KemenPPPA Ingatkan Ancaman TPPO pada Perempuan yang Adu Nasib ke Kota Pasca Lebaran
KemenPPPA mengimbau masyarakat di perdesaan tidak langsung tergiur untuk melakukan urbanisasi.
Penulis: Fahdi Fahlevi
Editor: Wahyu Aji
Laporan wartawan Tribunnews.com, Fahdi Fahlevi
TRIBUNNEWS.COM, JAKARTA - Asisten Deputi Bidang Perlindungan Hak Perempuan Pekerja dan TPPO Kementerian Pemberdayaan Perempuan dan Perlindungan Anak Priyadi Santosa mengimbau masyarakat di perdesaan tidak langsung tergiur untuk melakukan urbanisasi.
Urbanisasi atau perpindahan masyarakat dari desa ke kota kerap terjadi pasca arus mudik Idul Fitri.
Dirinya mengungkapkan setiap tahunnya, kerap lebih banyak arus balik ke kota dibandingkan arus mudik.

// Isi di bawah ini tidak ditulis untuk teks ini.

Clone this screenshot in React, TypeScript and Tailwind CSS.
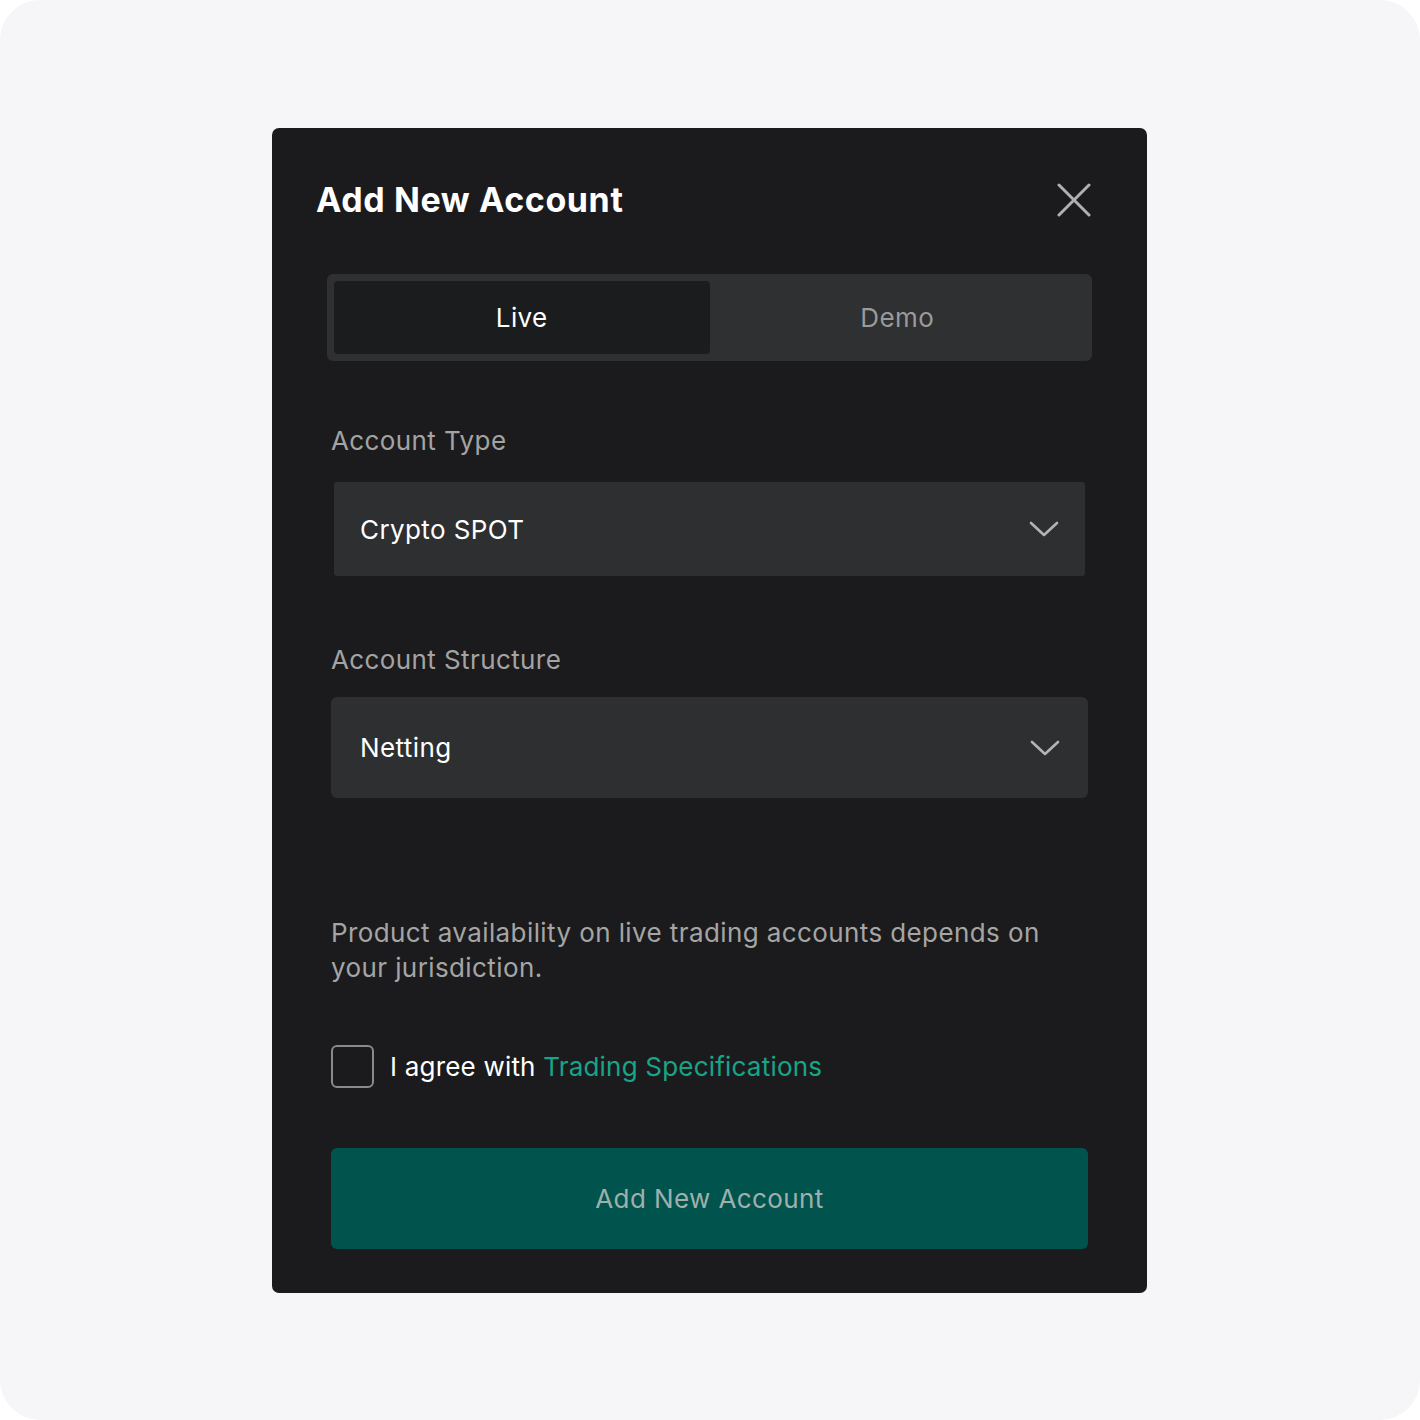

"Di desa dengan kesempatan kerja yang terbatas, kemudian di kota menggiurkan tawaran. Ini yang membuat pergeseran itu," ujar kata Priyadi dalam webinar KemenPPPA: "Petaka Perempuan Desa Terjebak Pesona Ibukota, Pasca Mudik Hari Raya", Kamis (6/4/2023).
Para perempuan, kata Priyadi, sering melakukan urbanisasi ke kota pasca lebaran. Kurang lebih sebanyak 5,3 juta perempuan melakukan urbanisasi.

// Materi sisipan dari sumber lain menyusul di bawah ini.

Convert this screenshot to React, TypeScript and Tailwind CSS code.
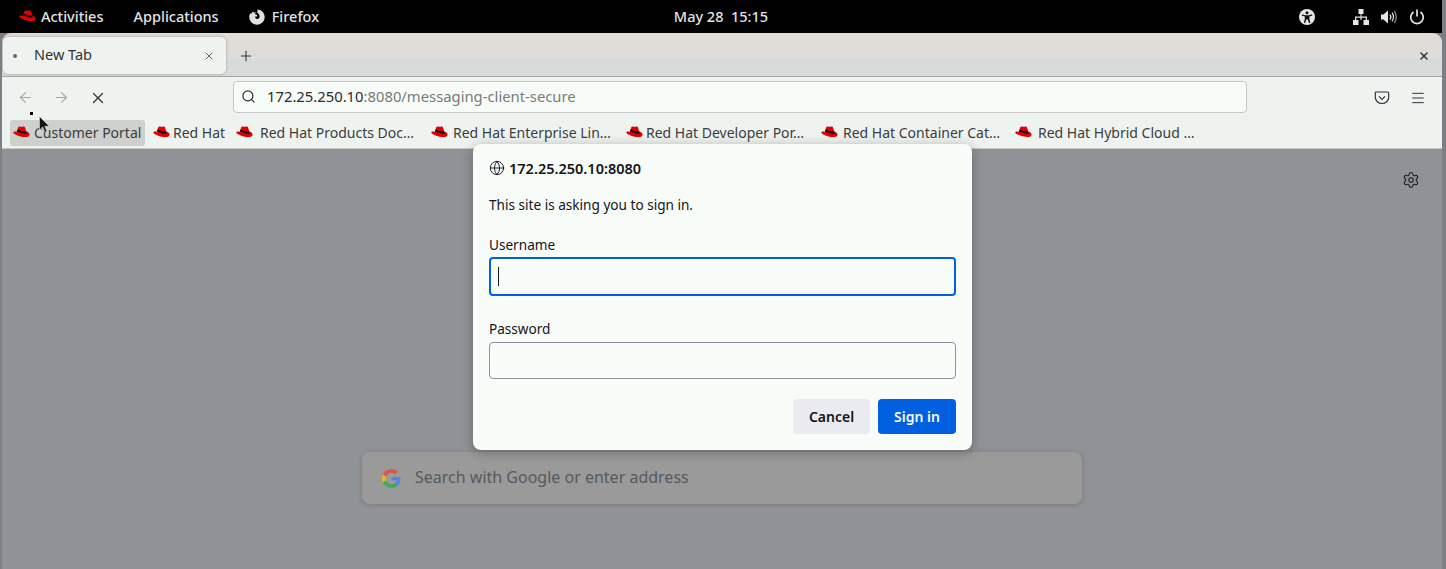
import { ArrowLeft, ArrowRight, Globe, Menu, Plus, Search, Settings, X } from "lucide-react";

const bookmarks = [
  { label: "Red Hat", width: "w-[53px]", gap: "ml-2", textGap: "ml-[3px]" },
  { label: "Red Hat Products Doc…", width: "w-[157px]", gap: "ml-[10px]", textGap: "ml-[7px]" },
  { label: "Red Hat Enterprise Lin…", width: "w-[159px]", gap: "ml-[14px]", textGap: "ml-[5px]" },
  { label: "Red Hat Developer Por…", width: "w-[162px]", gap: "ml-[14px]", textGap: "ml-[3px]" },
  { label: "Red Hat Container Cat…", width: "w-[158px]", gap: "ml-[13px]", textGap: "ml-[5px]" },
  { label: "Red Hat Hybrid Cloud …", width: "w-[157px]", gap: "ml-[14px]", textGap: "ml-[6px]" },
];

function RedHatLogo({ className }: { className?: string }) {
  return (
    <svg viewBox="0 0 20 15" className={className}>
      <path
        d="M4.500 6.500 6 2C6.400.7 7.500.2 8.800.6c.9.300 1.800.300 2.700 0 1.300-.4 2.400 0 2.800 1.300l1.300 4.300c2.300.8 4 2 4 3.700 0 2-2.300 3.100-5.200 3C9.500 12.700 .3 9.900.3 7.400.3 6.400 2.200 6 4.500 6.500Z"
        fill="#e00000"
      />
      <path d="M4.700 5.900c3 1.700 7.400 3 10.900 3.100l.6.100-.6-2.800C12 6.300 8 5.300 5.300 4Z" fill="#111" />
    </svg>
  );
}

function FirefoxIcon() {
  return (
    <svg viewBox="0 0 16 16" className="h-4 w-4">
      <path
        d="M8 .4c4.300 0 7.700 3.400 7.700 7.600S12.300 15.700 8 15.700.3 12.300.3 8C.3 6.400.8 5 1.700 3.800c0 .6.200 1.100.5 1.400C2.500 3.800 3.400 2.700 4.600 2.200 4.400 2.800 4.500 3.400 4.800 3.800 5.500 3.200 6.500 3 7.300 3.200 6.700 3.700 6 4.400 5.800 5.100 6.500 5.500 7.300 5.600 8 6 8.400 6.400 8.300 6.900 8 7.200 7.500 7.600 6.700 7.300 6.200 7.500 6 8.600 6.800 9.900 8 10 9.500 10.100 10.600 9 10.600 7.700 10.600 5.900 9.500 4.100 7.700 3.300 8.800 2.600 9.100 1.500 8 .4Z"
        fill="#e0e0e0"
      />
    </svg>
  );
}

function AccessIcon() {
  return (
    <svg viewBox="0 0 16 16" className="h-4 w-4">
      <circle cx="8" cy="8" r="8" fill="#e6e6e6" />
      <circle cx="8" cy="3.700" r="1.500" fill="#111" />
      <path d="M3 5.300 6 6.200h4l3-.9.400 1.100-3 1.100v2.400l1 4h-1.300L8.500 10.300h-1L6 13.900H4.800l1-4V7.500l-3-1.100Z" fill="#111" />
    </svg>
  );
}

function NetworkIcon() {
  return (
    <svg viewBox="0 0 16 16" className="h-4 w-4" fill="#e6e6e6">
      <path d="M5.500 0h5v5h-2v2.500H14V11h-1.300V8.800H8.600V11H7.400V8.800H3.300V11H2V7.500h5.500V5h-2Z" />
      <path d="M0 11h5.500v5H0ZM10.500 11H16v5h-5.500Z" />
    </svg>
  );
}

function VolumeIcon() {
  return (
    <svg viewBox="0 0 16 16" className="h-4 w-4" fill="none">
      <path d="M0 5.500h2.500L7 1.500v13l-4.500-4H0Z" fill="#e6e6e6" />
      <path d="M9 5.500c1 1.500 1 3.500 0 5" stroke="#e6e6e6" strokeWidth="1.300" />
      <path d="M11 3.700c1.800 2.500 1.800 6 0 8.600" stroke="#e6e6e6" strokeWidth="1.200" />
      <path d="M13.300 2c2.400 3.600 2.400 8.400 0 12" stroke="#9a9a9a" strokeWidth="1.200" />
    </svg>
  );
}

function PowerIcon() {
  return (
    <svg viewBox="0 0 16 16" className="h-4 w-4" fill="none" stroke="#e6e6e6" strokeWidth="1.700">
      <path d="M8 .5v7" />
      <path d="M4.500 3A6.300 6.300 0 1 0 11.500 3" />
    </svg>
  );
}

function PocketIcon() {
  return (
    <svg viewBox="0 0 16 16" className="h-4 w-4 text-[#2e3436]" fill="none" stroke="currentColor" strokeWidth="1.200">
      <path d="M2.200 2h11.600c.5 0 .9.400.9.900v4.300c0 3.600-3 6.300-6.700 6.300S1.300 10.800 1.300 7.200V2.900c0-.5.400-.9.900-.9Z" />
      <path d="m5 6.300 3 3 3-3" />
    </svg>
  );
}

function GoogleIcon() {
  return (
    <svg viewBox="0 0 24 24" className="h-[19px] w-[19px] opacity-80">
      <path d="M23.500 12.300c0-.8-.1-1.600-.2-2.300H12v4.500h6.500c-.3 1.500-1.100 2.800-2.400 3.600v3h3.900c2.200-2.100 3.500-5.100 3.500-8.800Z" fill="#4285f4" />
      <path d="M12 24c3.200 0 6-1.100 8-2.900l-3.900-3c-1.100.7-2.500 1.200-4.100 1.200-3.100 0-5.800-2.100-6.700-5H1.200v3.100C3.200 21.300 7.300 24 12 24Z" fill="#34a853" />
      <path d="M5.300 14.300c-.5-1.500-.5-3.100 0-4.600V6.600H1.200c-1.600 3.300-1.600 7.500 0 10.800Z" fill="#fbbc05" />
      <path d="M12 4.800c1.800 0 3.300.6 4.600 1.800l3.400-3.400C17.900 1.200 15.200 0 12 0 7.300 0 3.200 2.700 1.200 6.600l4.100 3.100c.9-2.800 3.600-4.900 6.700-4.900Z" fill="#ea4335" />
    </svg>
  );
}

export default function App() {
  return (
    <div className="relative flex h-[569px] w-[1446px] flex-col overflow-hidden bg-[#7d7f82] pl-[2px] pr-[4px] font-['Noto_Sans',sans-serif] text-[14px] text-[#2e3436]">
      {/* gnome top bar */}
      <div className="-ml-[2px] grid h-[33px] shrink-0 grid-cols-3 items-center bg-black text-[14.5px] font-medium text-[#e3e3e3]">
        <div className="flex items-center pl-[19px]">
          <RedHatLogo className="h-[13px] w-[17px]" />
          <span className="ml-[5px]">Activities</span>
          <span className="ml-[30px]">Applications</span>
          <span className="ml-[30px] mr-[7px]">
            <FirefoxIcon />
          </span>
          <span>Firefox</span>
        </div>
        <div className="text-center">May 28&nbsp;&nbsp;15:15</div>
        <div className="flex items-center justify-end gap-[12px] pr-[17px]">
          <span className="mr-[26px]">
            <AccessIcon />
          </span>
          <NetworkIcon />
          <VolumeIcon />
          <PowerIcon />
        </div>
      </div>

      {/* tab strip */}
      <div className="flex h-[44px] shrink-0 items-center rounded-t-[9px] border-b border-[#a5a49f] bg-[linear-gradient(#e0dcd8_0,#e0dcd8_57%,#d8dbd9_58%)] pl-px pt-[2px]">
        <div className="flex h-[37px] w-[223px] items-center rounded-[5px] bg-[#eff3f0] pl-[10px] pr-[11px] text-[14.5px] shadow-[0_0_3px_rgba(0,0,0,0.3)]">
          <span className="h-[4px] w-[4px] rounded-full bg-[#666]" />
          <span className="ml-[17px] flex-1 -translate-y-px">New Tab</span>
          <X className="h-[12px] w-[12px]" strokeWidth={1.5} />
        </div>
        <Plus className="ml-[12px] h-[16px] w-[16px]" strokeWidth={1.6} />
        <X className="ml-auto mr-[12px] h-[12px] w-[12px]" strokeWidth={3} />
      </div>

      {/* nav toolbar */}
      <div className="flex h-[41px] shrink-0 items-center bg-[#eff3f0]">
        <ArrowLeft className="ml-[15px] h-[17px] w-[17px] text-[#a4a7a7]" strokeWidth={1.5} />
        <ArrowRight className="ml-[19px] h-[17px] w-[17px] text-[#a4a7a7]" strokeWidth={1.5} />
        <X className="ml-[19px] h-[18px] w-[18px]" strokeWidth={1.6} />
        <div className="mb-[2px] ml-[126px] flex h-[32px] w-[1014px] items-center rounded-[4px] border border-[#c8c9c5] bg-[#f8fcf9] pl-[7px] text-[14.8px]">
          <Search className="h-[15px] w-[15px]" strokeWidth={2} />
          <span className="ml-[11px] text-[#2b2b2b]">172.25.250.10</span>
          <span className="text-[#777b7a]">:8080/messaging-client-secure</span>
        </div>
        <span className="ml-[127px]">
          <PocketIcon />
        </span>
        <Menu className="ml-[20px] h-[16px] w-[16px]" strokeWidth={1.5} />
      </div>

      {/* bookmarks */}
      <div className="flex h-[31px] shrink-0 items-start whitespace-nowrap border-b border-[#c8c6c0] bg-[#eff3f0] pl-[8px] text-[#3a3d3e]">
        <div className="mt-[2px] flex h-[26px] w-[135px] items-center rounded-[3px] bg-[#cdd0cd] pl-[3px]">
          <RedHatLogo className="h-[13px] w-[17px] shrink-0 -translate-y-px" />
          <span className="ml-[4px] -translate-y-px">Customer Portal</span>
        </div>
        {bookmarks.map((b) => (
          <div key={b.label} className={`mt-[2px] flex h-[26px] items-center ${b.gap}`}>
            <RedHatLogo className="h-[13px] w-[17px] shrink-0 -translate-y-px" />
            <span className={`-translate-y-px ${b.textGap} ${b.width}`}>{b.label}</span>
          </div>
        ))}
      </div>

      {/* new tab page, dimmed by the prompt */}
      <div className="relative flex flex-1 flex-col items-center bg-[#8f9296]">
        <Settings className="absolute right-[22px] top-[22px] h-[18px] w-[18px] text-[#222]" strokeWidth={1.5} />
        <div className="mt-[303px] flex h-[52px] w-[720px] items-center rounded-[8px] bg-[#9a9a9a] pl-[20px] text-[16px] text-[#57595c] shadow-[0_1px_4px_rgba(60,40,50,0.25)]">
          <GoogleIcon />
          <span className="ml-[14px] -translate-y-px">Search with Google or enter address</span>
        </div>

        {/* auth dialog */}
        <div className="absolute left-[471px] top-[-5px] flex h-[306px] w-[499px] flex-col rounded-[8px] bg-[#f8fcf9] px-[16px] text-[13.6px] text-[#15141a] shadow-[0_2px_12px_rgba(0,0,0,0.3)]">
          <div className="mt-[14px] flex items-center text-[14.5px] font-semibold leading-5">
            <Globe className="h-[16px] w-[16px]" strokeWidth={1.4} />
            <span className="ml-[4px]">172.25.250.10:8080</span>
          </div>
          <p className="mt-[17px] leading-5">This site is asking you to sign in.</p>
          <label className="mt-[20px] leading-5">Username</label>
          <div className="mt-[2px] flex h-[39px] items-center rounded-[4px] border-2 border-[#0060df] pl-[7px]">
            <span className="h-[19px] w-px bg-[#15141a]" />
          </div>
          <label className="mt-[23px] leading-5">Password</label>
          <div className="mt-[3px] h-[37px] rounded-[4px] border border-[#8f8f9d]" />
          <div className="mt-[20px] flex justify-end gap-[8px] text-[14px] font-semibold">
            <button className="h-[35px] w-[77px] rounded-[4px] bg-[#e9ebf0] text-[#15141a]">Cancel</button>
            <button className="h-[35px] w-[78px] rounded-[4px] bg-[#0060df] text-[#f8fcf9]">Sign in</button>
          </div>
        </div>
      </div>

      {/* mouse pointer, with the stray pixel block beside it */}
      <span className="absolute left-[30px] top-[112px] h-[3px] w-[3px] bg-black" />
      <svg viewBox="0 0 12 18" className="absolute left-[39px] top-[116px] h-[18px] w-[12px]">
        <path d="M.5.500v13.500l3.200-3 2.300 5.300 2-.9-2.200-5.100h4.400Z" fill="#111" stroke="#ddd" strokeWidth=".6" />
      </svg>
    </div>
  );
}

Banyak perempuan yang bekerja di sektor informal, seperti profesi asisten rumah tangga (ART).
"Memang kalau pekerja informasi banyak perempuan untuk direkrut untuk menjadi pekerja rumah tangga (PRT)," ucap Priyadi.
Priyadi mengungkapkan banyak perempuan yang merantau ke kota tidak memiliki bekal keahlian dan keterampilan.

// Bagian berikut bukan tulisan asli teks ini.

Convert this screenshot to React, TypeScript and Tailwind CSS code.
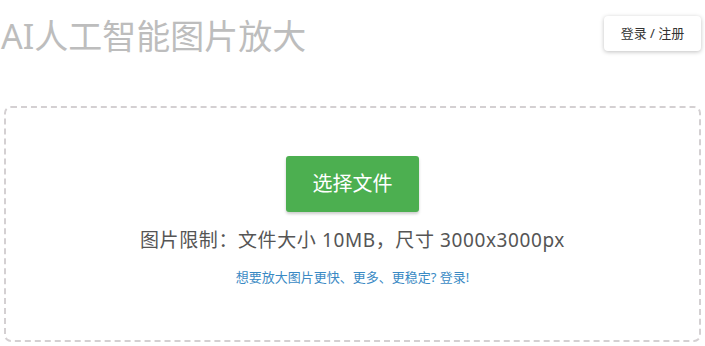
import React from 'react';

const font = { fontFamily: '"Noto Sans", "Noto Sans CJK SC", sans-serif' };

export default function App() {
  return (
    <div className="w-[705px] h-[346px] bg-white overflow-hidden" style={font}>
      {/* Header */}
      <div className="flex items-start justify-between h-[106px]">
        <h1 className="pl-[1px] pt-[13px] text-[34px] leading-[46px] font-normal text-[#bdbdbd]">
          AI人工智能图片放大
        </h1>
        <button className="mt-[16px] mr-[4px] w-[97px] h-[35px] bg-white rounded-[4px] shadow-[0_1px_4px_rgba(0,0,0,0.25)] text-[13px] text-[#333]">
          登录 / 注册
        </button>
      </div>

      {/* Upload area */}
      <div className="ml-[4px] w-[697px] h-[236px] border-2 border-dashed border-[#d4d0d2] rounded-[7px] flex flex-col items-center">
        <button className="mt-[48px] w-[133px] h-[56px] bg-[#4caf50] rounded-[3px] shadow-[0_2px_3px_rgba(0,0,0,0.2)] text-white text-[20px]">
          选择文件
        </button>
        <p className="mt-[15px] text-[19px] leading-[26px] tracking-[0.6px] text-[#555]">
          图片限制：文件大小 10MB，尺寸 3000x3000px
        </p>
        <a href="#" className="mt-[16px] text-[13px] leading-[16px] text-[#3a8ac4]">
          想要放大图片更快、更多、更稳定? 登录!
        </a>
      </div>
    </div>
  );
}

"Para pendatang baru ini sebenarnya belum siap, baik secara keahlian, maupun mental," ungkap Priyadi.
Para pendatang yang tidak memiliki keahlian, kata Priyadi, banyak dimanfaatkan oleh oknum untuk menjadi korban tindak pidana perdagangan orang (TPPO).
Menurutnya, banyak para perempuan yang dapat dijebak oleh sejumlah oknum karena tidak memiliki keahlian.
Baca juga: Presiden KSPSI Dukung Pemerintah Berantas Praktik Jaringan TPPO
"Situasi ini banyak dimanfaatkan pihak yang tidak bertanggung jawab, oknum mengiming-iming gaji besar, kerja ringan. Sehingga pendatang yang umumnya perempuan-perempuan dengan minim pendidikan, tidak punya referensi, akhirnya sering terjebak, dipekerjakan di kafe remang-remang sampai dilacurkan," pungkas Priyadi.